● **Set problem**:
Exclude the pictures and return every line exactly as written.

● **Information provided**:
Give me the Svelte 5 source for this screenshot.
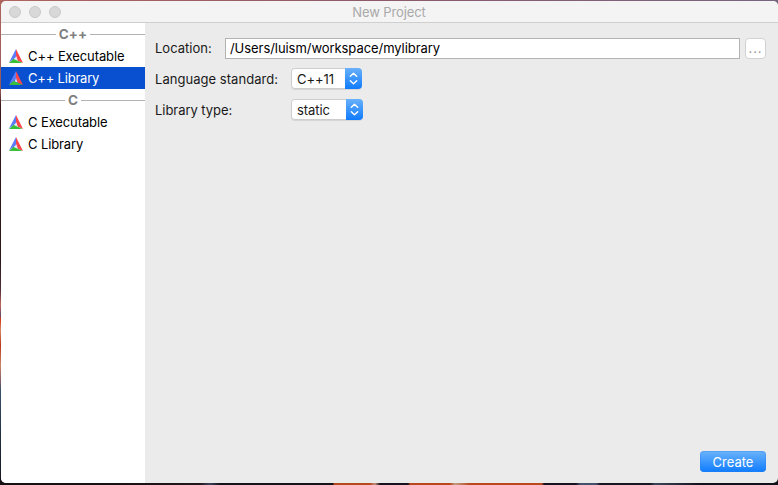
<script>
  const groups = [
    { title: 'C++', items: ['C++ Executable', 'C++ Library'] },
    { title: 'C', items: ['C Executable', 'C Library'] }
  ];
  let selected = $state('C++ Library');
  let location = $state('/Users/luism/workspace/mylibrary');
</script>

{#snippet logo()}
  <svg class="logo" width="14" height="14" viewBox="0 0 14 14">
    <path d="M7 0 7.4 8 0 13.5Z" fill="#5c7bfa" />
    <path d="M7 0 14 14 8.8 11.8 7 7Z" fill="#fc4649" />
    <path d="M0 14 4.6 9.8 13.4 14Z" fill="#38c03a" />
    <path d="M7.1 7.2 8.6 11.4 5.6 10.2Z" fill="#dfe5f5" />
  </svg>
{/snippet}

{#snippet popup(value, width)}
  <button class="popup" style:width="{width}px">
    <span>{value}</span>
    <i>
      <svg width="17" height="21" viewBox="0 0 17 21" fill="none" stroke="#fff" stroke-width="1.4" stroke-linecap="round" stroke-linejoin="round">
        <path d="M5.3 8.3 8.5 5.3l3.2 3M5.3 12.7l3.2 3 3.2-3" />
      </svg>
    </i>
  </button>
{/snippet}

<div class="desktop">
  <div class="window">
    <header>
      <div class="lights"><i></i><i></i><i></i></div>
      <h1>New Project</h1>
    </header>
    <div class="body">
      <nav>
        {#each groups as group}
          <div class="group"><b>{group.title}</b></div>
          {#each group.items as item}
            <button class="item" class:selected={item === selected} onclick={() => (selected = item)}>
              {@render logo()}<span>{item}</span>
            </button>
          {/each}
        {/each}
      </nav>
      <main>
        <div class="row location">
          <label for="location">Location:</label>
          <input id="location" bind:value={location} />
          <button class="browse">...</button>
        </div>
        <div class="row"><span class="name language">Language standard:</span>{@render popup('C++11', 71)}</div>
        <div class="row"><span class="name">Library type:</span>{@render popup('static', 72)}</div>
        <footer><button class="create">Create</button></footer>
      </main>
    </div>
  </div>
</div>

<style>
  .desktop {
    box-sizing: border-box;
    width: 778px;
    height: 485px;
    padding: 1px 0 2px 1px;
    overflow: hidden;
    background:
      linear-gradient(90deg, #b0645e, #8c5a6c 50%, #77667f) 0 0 / 100% 6px no-repeat,
      linear-gradient(90deg, #160f14 0 100px, #21171c 200px, #3c4158 210px, #16121c 220px 333px, #b4491f 334px 370px, #c3907a 375px, #17121d 380px 408px, #b8481c 410px 450px, #c39c84 455px, #b9481d 470px 542px, #171420 544px 576px, #45516a 580px 596px, #171522 600px 650px, #3b4558 655px, #12121c 700px) 0 100% / 100% 7px no-repeat,
      linear-gradient(#b0645e, #96595a 90px, #3a1718 105px, #2b1719 260px, #503037 290px, #c4675c 305px, #644a63 315px, #d83c13 320px, #d58b68 330px, #b93618 345px, #c98464 365px, #8b6069 380px, #38516a 390px, #1d2638 450px, #14151c);
    font: 13px/20px Inter, "Liberation Sans", sans-serif;
    color: #191919;
  }
  .window {
    display: flex;
    flex-direction: column;
    height: 482px;
    border-radius: 5px;
    overflow: hidden;
    background: #ebebeb;
  }
  header {
    position: relative;
    box-sizing: border-box;
    height: 22px;
    background: #f4f4f4;
    border-bottom: 1px solid #cfcfcf;
  }
  h1 {
    margin: 0;
    padding: 1px 1px 0 0;
    font-size: 13px;
    font-weight: 400;
    text-align: center;
    color: #a9a9a9;
    letter-spacing: -0.1px;
  }
  .lights {
    position: absolute;
    left: 8px;
    top: 5px;
    display: flex;
    gap: 8px;
  }
  .lights i {
    box-sizing: border-box;
    width: 12px;
    height: 12px;
    border: 1px solid #c9c9c9;
    border-radius: 50%;
    background: #d8d8d8;
  }
  .body {
    display: flex;
    flex: 1;
  }
  nav {
    width: 144px;
    background: #fff;
  }
  .group {
    display: flex;
    align-items: center;
    gap: 3px;
    height: 22px;
    color: #808080;
  }
  .group::before,
  .group::after {
    content: '';
    flex: 1;
    height: 1px;
    background: #b2b2b2;
  }
  .group b {
    font-size: 13.5px;
    font-weight: 700;
    letter-spacing: 0.1px;
  }
  button,
  input {
    margin: 0;
    border: 0;
    font: inherit;
    color: inherit;
    outline: none;
  }
  .item {
    display: flex;
    align-items: center;
    width: 144px;
    height: 22px;
    padding: 0 0 0 8px;
    gap: 5px;
    background: none;
    color: #000;
    white-space: nowrap;
    letter-spacing: -0.11px;
  }
  .item.selected {
    background: #0850d0;
    color: #fff;
    letter-spacing: -0.2px;
  }
  .logo {
    display: block;
    flex: none;
  }
  main {
    display: flex;
    flex: 1;
    flex-direction: column;
    gap: 10px;
    padding: 15px 12px 11px 10px;
  }
  .row {
    display: flex;
    align-items: center;
    height: 21px;
  }
  .row.location {
    margin-bottom: -1px;
  }
  .location label {
    width: 70px;
    padding-bottom: 1px;
  }
  input {
    box-sizing: border-box;
    width: 515px;
    height: 21px;
    padding: 0 4px 1px;
    border: 1px solid #b3b3b3;
    background: #fff;
    color: #000;
    letter-spacing: -0.06px;
  }
  .browse {
    box-sizing: border-box;
    width: 21px;
    height: 21px;
    margin-left: 5px;
    padding: 0;
    border: 1px solid #d2d2d2;
    border-radius: 4px;
    background: #fff;
    color: #999;
    line-height: 19px;
    letter-spacing: 0.9px;
  }
  .name {
    width: 136px;
    letter-spacing: -0.05px;
  }
  .name.language {
    letter-spacing: 0.04px;
  }
  .popup {
    display: flex;
    align-items: center;
    height: 21px;
    padding: 0;
    border-radius: 4px;
    background: #fff;
    box-shadow: inset 0 0 0 1px #cdcdcd, 0 1px 0 #d5d5d5;
    overflow: hidden;
    letter-spacing: -0.08px;
  }
  .popup span {
    flex: 1;
    padding-left: 6px;
    text-align: left;
  }
  .popup i {
    display: block;
    width: 17px;
    height: 21px;
    background: linear-gradient(#69b1fa, #0f7bff);
  }
  .popup svg {
    display: block;
  }
  footer {
    display: flex;
    justify-content: flex-end;
    margin-top: auto;
  }
  .create {
    width: 66px;
    height: 21px;
    padding: 0;
    border-radius: 4px;
    background: linear-gradient(#6bb3fa, #0f7cff);
    box-shadow: inset 0 0 0 1px #2a82ee55;
    color: #fff;
  }
</style>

● **Result of this task**:
Give me the Svelte 5 source for this screenshot.
<script>
  const groups = [
    { title: 'C++', items: ['C++ Executable', 'C++ Library'] },
    { title: 'C', items: ['C Executable', 'C Library'] }
  ];
  let selected = $state('C++ Library');
  let location = $state('/Users/luism/workspace/mylibrary');
</script>

{#snippet logo()}
  <svg class="logo" width="14" height="14" viewBox="0 0 14 14">
    <path d="M7 0 7.4 8 0 13.5Z" fill="#5c7bfa" />
    <path d="M7 0 14 14 8.8 11.8 7 7Z" fill="#fc4649" />
    <path d="M0 14 4.6 9.8 13.4 14Z" fill="#38c03a" />
    <path d="M7.1 7.2 8.6 11.4 5.6 10.2Z" fill="#dfe5f5" />
  </svg>
{/snippet}

{#snippet popup(value, width)}
  <button class="popup" style:width="{width}px">
    <span>{value}</span>
    <i>
      <svg width="17" height="21" viewBox="0 0 17 21" fill="none" stroke="#fff" stroke-width="1.4" stroke-linecap="round" stroke-linejoin="round">
        <path d="M5.3 8.3 8.5 5.3l3.2 3M5.3 12.7l3.2 3 3.2-3" />
      </svg>
    </i>
  </button>
{/snippet}

<div class="desktop">
  <div class="window">
    <header>
      <div class="lights"><i></i><i></i><i></i></div>
      <h1>New Project</h1>
    </header>
    <div class="body">
      <nav>
        {#each groups as group}
          <div class="group"><b>{group.title}</b></div>
          {#each group.items as item}
            <button class="item" class:selected={item === selected} onclick={() => (selected = item)}>
              {@render logo()}<span>{item}</span>
            </button>
          {/each}
        {/each}
      </nav>
      <main>
        <div class="row location">
          <label for="location">Location:</label>
          <input id="location" bind:value={location} />
          <button class="browse">...</button>
        </div>
        <div class="row"><span class="name language">Language standard:</span>{@render popup('C++11', 71)}</div>
        <div class="row"><span class="name">Library type:</span>{@render popup('static', 72)}</div>
        <footer><button class="create">Create</button></footer>
      </main>
    </div>
  </div>
</div>

<style>
  .desktop {
    box-sizing: border-box;
    width: 778px;
    height: 485px;
    padding: 1px 0 2px 1px;
    overflow: hidden;
    background:
      linear-gradient(90deg, #b0645e, #8c5a6c 50%, #77667f) 0 0 / 100% 6px no-repeat,
      linear-gradient(90deg, #160f14 0 100px, #21171c 200px, #3c4158 210px, #16121c 220px 333px, #b4491f 334px 370px, #c3907a 375px, #17121d 380px 408px, #b8481c 410px 450px, #c39c84 455px, #b9481d 470px 542px, #171420 544px 576px, #45516a 580px 596px, #171522 600px 650px, #3b4558 655px, #12121c 700px) 0 100% / 100% 7px no-repeat,
      linear-gradient(#b0645e, #96595a 90px, #3a1718 105px, #2b1719 260px, #503037 290px, #c4675c 305px, #644a63 315px, #d83c13 320px, #d58b68 330px, #b93618 345px, #c98464 365px, #8b6069 380px, #38516a 390px, #1d2638 450px, #14151c);
    font: 13px/20px Inter, "Liberation Sans", sans-serif;
    color: #191919;
  }
  .window {
    display: flex;
    flex-direction: column;
    height: 482px;
    border-radius: 5px;
    overflow: hidden;
    background: #ebebeb;
  }
  header {
    position: relative;
    box-sizing: border-box;
    height: 22px;
    background: #f4f4f4;
    border-bottom: 1px solid #cfcfcf;
  }
  h1 {
    margin: 0;
    padding: 1px 1px 0 0;
    font-size: 13px;
    font-weight: 400;
    text-align: center;
    color: #a9a9a9;
    letter-spacing: -0.1px;
  }
  .lights {
    position: absolute;
    left: 8px;
    top: 5px;
    display: flex;
    gap: 8px;
  }
  .lights i {
    box-sizing: border-box;
    width: 12px;
    height: 12px;
    border: 1px solid #c9c9c9;
    border-radius: 50%;
    background: #d8d8d8;
  }
  .body {
    display: flex;
    flex: 1;
  }
  nav {
    width: 144px;
    background: #fff;
  }
  .group {
    display: flex;
    align-items: center;
    gap: 3px;
    height: 22px;
    color: #808080;
  }
  .group::before,
  .group::after {
    content: '';
    flex: 1;
    height: 1px;
    background: #b2b2b2;
  }
  .group b {
    font-size: 13.5px;
    font-weight: 700;
    letter-spacing: 0.1px;
  }
  button,
  input {
    margin: 0;
    border: 0;
    font: inherit;
    color: inherit;
    outline: none;
  }
  .item {
    display: flex;
    align-items: center;
    width: 144px;
    height: 22px;
    padding: 0 0 0 8px;
    gap: 5px;
    background: none;
    color: #000;
    white-space: nowrap;
    letter-spacing: -0.11px;
  }
  .item.selected {
    background: #0850d0;
    color: #fff;
    letter-spacing: -0.2px;
  }
  .logo {
    display: block;
    flex: none;
  }
  main {
    display: flex;
    flex: 1;
    flex-direction: column;
    gap: 10px;
    padding: 15px 12px 11px 10px;
  }
  .row {
    display: flex;
    align-items: center;
    height: 21px;
  }
  .row.location {
    margin-bottom: -1px;
  }
  .location label {
    width: 70px;
    padding-bottom: 1px;
  }
  input {
    box-sizing: border-box;
    width: 515px;
    height: 21px;
    padding: 0 4px 1px;
    border: 1px solid #b3b3b3;
    background: #fff;
    color: #000;
    letter-spacing: -0.06px;
  }
  .browse {
    box-sizing: border-box;
    width: 21px;
    height: 21px;
    margin-left: 5px;
    padding: 0;
    border: 1px solid #d2d2d2;
    border-radius: 4px;
    background: #fff;
    color: #999;
    line-height: 19px;
    letter-spacing: 0.9px;
  }
  .name {
    width: 136px;
    letter-spacing: -0.05px;
  }
  .name.language {
    letter-spacing: 0.04px;
  }
  .popup {
    display: flex;
    align-items: center;
    height: 21px;
    padding: 0;
    border-radius: 4px;
    background: #fff;
    box-shadow: inset 0 0 0 1px #cdcdcd, 0 1px 0 #d5d5d5;
    overflow: hidden;
    letter-spacing: -0.08px;
  }
  .popup span {
    flex: 1;
    padding-left: 6px;
    text-align: left;
  }
  .popup i {
    display: block;
    width: 17px;
    height: 21px;
    background: linear-gradient(#69b1fa, #0f7bff);
  }
  .popup svg {
    display: block;
  }
  footer {
    display: flex;
    justify-content: flex-end;
    margin-top: auto;
  }
  .create {
    width: 66px;
    height: 21px;
    padding: 0;
    border-radius: 4px;
    background: linear-gradient(#6bb3fa, #0f7cff);
    box-shadow: inset 0 0 0 1px #2a82ee55;
    color: #fff;
  }
</style>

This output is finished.